Nonfiction by Janelle Fine

“When you bought your first binder-standing in front of the mirror did you also cry?”

Dear Wren

 

When the back pain becomes all too much I take Advil for you. Two pills on the regular.
They go down without a hitch or at least I think so, silently hitting the bottom of my stomach.

We both have this thing about our bodies where somedays we can’t leave the house and somedays we don’t even want them-our bodies.

Asked them not to touch us where it feels wrong or incomplete or
maybe too full and too complete.

I want to bind my chest in solidarity-E said. But then she remembered how hard it was and the buying of the binder online and the waiting for it to come and the sweating she will endure during the summer heat and the back pain so she thought better of it and decided not to. She told me I’m writing a memoir about a queer who binds and that’s not something people really do anymore. Unless you really don’t have any other choice-I say because you and I both know this to be true-and she nervously laughs a sad laugh-a sad one.

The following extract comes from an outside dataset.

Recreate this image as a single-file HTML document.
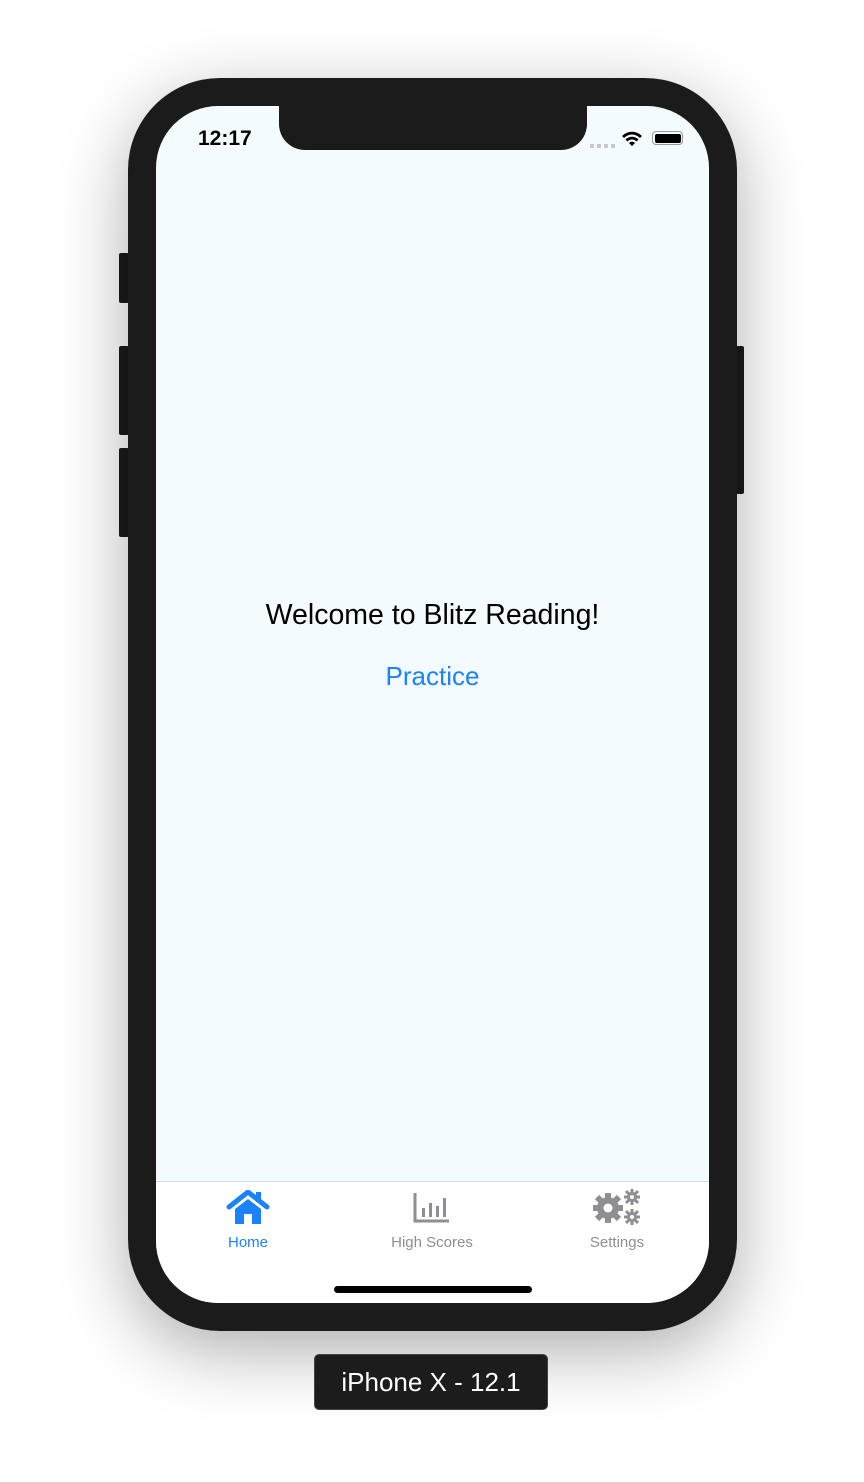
<!DOCTYPE html>
<html><head><style>
body{margin:0;width:864px;height:1482px;background:#fff;position:relative;overflow:hidden;font-family:"Liberation Sans",sans-serif}
.a{position:absolute}
.phone{left:128px;top:78px;width:609px;height:1253px;border-radius:92px;background:#1b1b1b;box-shadow:0 20px 70px rgba(0,0,0,.32)}
.btn{background:#1b1b1b;border-radius:2px}
.screen{left:156px;top:106px;width:553px;height:1197px;border-radius:62px;background:#f4fbfe;overflow:hidden}
.notch{left:123px;top:-2px;width:308px;height:46px;background:#1b1b1b;border-radius:0 0 26px 26px}
.tab{left:0;top:1075px;width:553px;height:122px;background:#fff;border-top:1px solid #d8dde0}
.lbl{font-size:15px;text-align:center;width:160px}
</style></head><body>
<div class="a btn" style="left:119px;top:253px;width:10px;height:50px"></div>
<div class="a btn" style="left:119px;top:346px;width:10px;height:89px"></div>
<div class="a btn" style="left:119px;top:448px;width:10px;height:89px"></div>
<div class="a btn" style="left:736px;top:346px;width:8px;height:148px"></div>
<div class="a phone"></div>
<div class="a screen">
 <div class="a notch"></div>
 <div class="a" style="left:42px;top:21px;font-size:21px;font-weight:bold;color:#000">12:17</div>
 <div class="a" style="left:434px;top:38px;width:26px;height:4px;background:repeating-linear-gradient(90deg,#c8c8c8 0 4px,transparent 4px 7px)"></div>
 <svg class="a" style="left:465px;top:24px" width="22" height="17" viewBox="0 0 22 17"><path d="M1 6a14 14 0 0 1 20 0l-2 2a11 11 0 0 0-16 0z M4.5 9.5a9 9 0 0 1 13 0l-2 2a6 6 0 0 0-9 0z M8 13a4 4 0 0 1 6 0l-3 3z" fill="#000"/></svg>
 <div class="a" style="left:496px;top:25px;width:31px;height:14px;border:1.5px solid #999;border-radius:4px;box-sizing:border-box;padding:1.5px"><div style="background:#000;height:100%;border-radius:2px"></div></div>
 <div class="a" style="left:0;top:493px;width:553px;text-align:center;font-size:28.5px;color:#000">Welcome to Blitz Reading!</div>
 <div class="a" style="left:0;top:555px;width:553px;text-align:center;font-size:26px;color:#1a82fb">Practice</div>
 <div class="a tab">
  <svg class="a" style="left:70px;top:8px" width="44" height="36" viewBox="0 0 44 36"><path d="M3 17L22 2l19 15" stroke="#1a82fb" stroke-width="5" fill="none" stroke-linecap="round"/><rect x="30" y="2" width="5" height="10" fill="#1a82fb"/><path d="M9 19L22 9l13 10v15H26v-10h-8v10H9z" fill="#1a82fb"/></svg>
  <div class="a lbl" style="left:12px;top:52px;color:#1a82fb">Home</div>
  <svg class="a" style="left:256px;top:8px" width="40" height="34" viewBox="0 0 40 34"><path d="M3 3v28h34" stroke="#8e8e93" stroke-width="3" fill="none"/><rect x="10" y="18" width="3" height="9" fill="#8e8e93"/><rect x="17" y="13" width="3" height="14" fill="#8e8e93"/><rect x="24" y="16" width="3" height="11" fill="#8e8e93"/><rect x="31" y="8" width="3" height="19" fill="#8e8e93"/></svg>
  <div class="a lbl" style="left:196px;top:52px;color:#8e8e93">High Scores</div>
  <svg class="a" style="left:436px;top:6px" width="50" height="38" viewBox="0 0 50 38"><g fill="#8e8e93"><circle cx="16" cy="20" r="11"/><g stroke="#8e8e93" stroke-width="6"><path d="M16 5v30M1 20h30M5 9l22 22M27 9L5 31"/></g><circle cx="40" cy="9" r="5"/><path d="M40 1v16M32 9h16M34 3l12 12M46 3L34 15" stroke="#8e8e93" stroke-width="3"/><circle cx="40" cy="29" r="5"/><path d="M40 21v16M32 29h16M34 23l12 12M46 23L34 35" stroke="#8e8e93" stroke-width="3"/></g><circle cx="16" cy="20" r="4.5" fill="#fff"/><circle cx="40" cy="9" r="2" fill="#fff"/><circle cx="40" cy="29" r="2" fill="#fff"/></svg>
  <div class="a lbl" style="left:381px;top:52px;color:#8e8e93">Settings</div>
  <div class="a" style="left:178px;top:104px;width:198px;height:7px;border-radius:4px;background:#000"></div>
 </div>
</div>
<div class="a" style="left:314px;top:1354px;width:234px;height:56px;background:#1c1c1c;border-radius:5px;border:1px solid #444;box-sizing:border-box;color:#fff;font-size:26px;text-align:center;line-height:54px">iPhone X - 12.1</div>
</body></html>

G wanted to borrow a binder to see what it was like but their breasts are already too small to really need one, only wearing tank tops out of their apartment but I gave them one anyways, the one I never wear because it hurts too much now, even though I told them it was silly and maybe even stupid because we don’t need solidarity in that way. Yesterday we both wore our binders for probably way longer than the recommended amount of time. You tell me your back hurts again just as it always does, just like mine always does. I want to protect it. I want to protect you, but there isn’t anything that can be done and you and I both know it, unless you save up the requisite amount of money for top surgery but I don’t even know if you want that, we’ve never talked about it, maybe only once in passing.

When I was younger I thought the only good thing about my body was my breasts because that’s what men commented the most on when I was naked, the boys liked them and wanted to touch them-mouths open.

When you bought your first binder-standing in front of the mirror did you also cry?

Even when the back aches, a hard pulling on the shoulders- this is what self care looks like. I hope your partner knows this. I hope your partner is enjoying the new form of your body-it’s beautiful. On second thought, I hope they aren’t just enjoying it but I hope they find it sexy because everyone deserves to feel sexy even when.

I want to cradle you. Not in a sexual way, I know you have a partner but this thing doesn’t ever get easier-             the breathing –and then again not breathing-                    and not being able to breathe and the pain that sometimes sits in between our ribs and the harder it gets to come up the big hills-the harder it is to catch a full breath and never feeling like your lungs are satisfied and always feeling like there’s this heavy weight or maybe we’re drowning under water together. You already know you’re not suppose to wear your binder for longer than eight hours a day but we do it anyways because if that’s what it takes to leave the house, so the only thing I can offer you is that on the days you leave the house-you look good, really beautiful.